The most highly connected nodes are called Network Access Points,
where major Internet service providers exchange data. They are
scattered around the world and generally are in highly secured
facilities.

"What the study really does is put some rigor behind what the folks
running the systems already know," said Jim Jones, director of
technical operations for response services at Global Integrity Corp.
in Reston, Va.

"While the overall system appears robust ... and routers can fail here
and there without any noticeable impact, the reality is if someone
decided they wanted to turn off the Internet and had the money, they
probably could," he said.

Recent high-profile attacks have targeted individual Web sites such as
Yahoo!, CNN.com and Amazon.com. In those cases, thousands of
repetitive requests are sent to a site's server until the machine
seizes up.

The Notre Dame researchers found a mode of attack that, at least in
theory, could be far more crippling.

Barabasi and colleagues studied maps and ran tests on snapshots of the
Internet to dissect exactly how its structure evolved over the years
as local users randomly added routers and links to the system.

"Everybody had been thinking that the Internet is fundamentally a
random network, that any two nodes are perfectly, randomly connected,"
Barabasi said.

But it turns out that the Internet more closely resembles what is
known as a scale-free network, where most nodes have only one or two
links but a few are much more highly connected.
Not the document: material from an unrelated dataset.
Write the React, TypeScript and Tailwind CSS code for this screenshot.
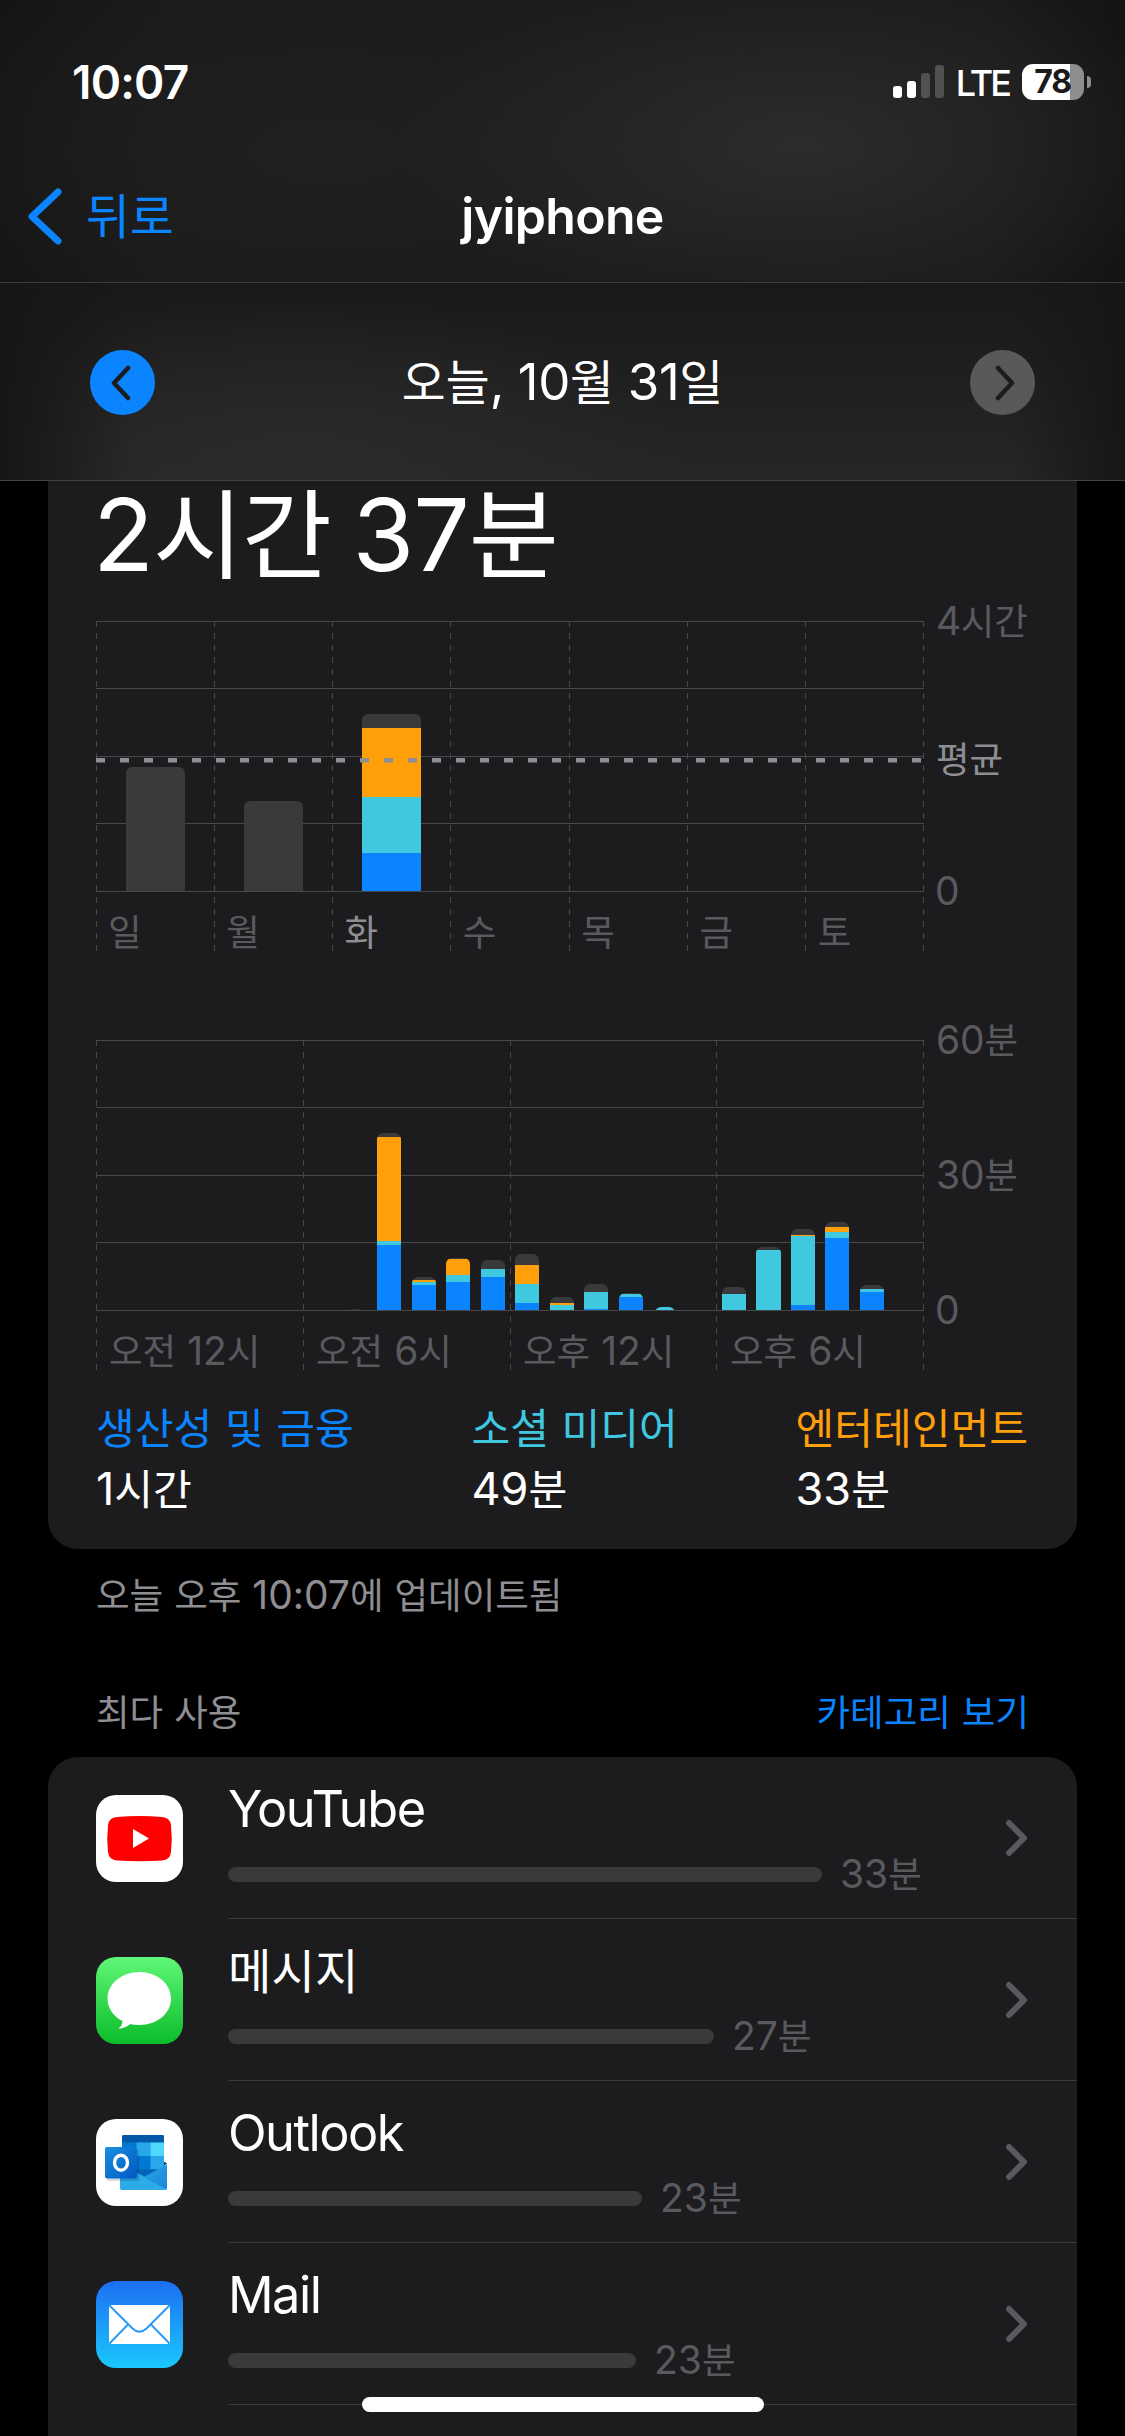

According to the analysis, the average performance of the Internet
would be reduced by a factor of two if only 1 percent of the most
connected nodes are disabled. If 4 percent are shut down, the network
would become fragmented and unusable.

The network maps obtained by the researchers did not name the most
highly connected nodes on the Internet. And they did not test the
theory that the entire Web could be shut down with a focused attack
against specific nodes.

The study also did not take into account the bandwidth of nodes,
various protection schemes and different communications protocols,
said Yuhai Tu of the IBM T.J. Watson Research Center in a commentary
accompanying the research paper in Nature.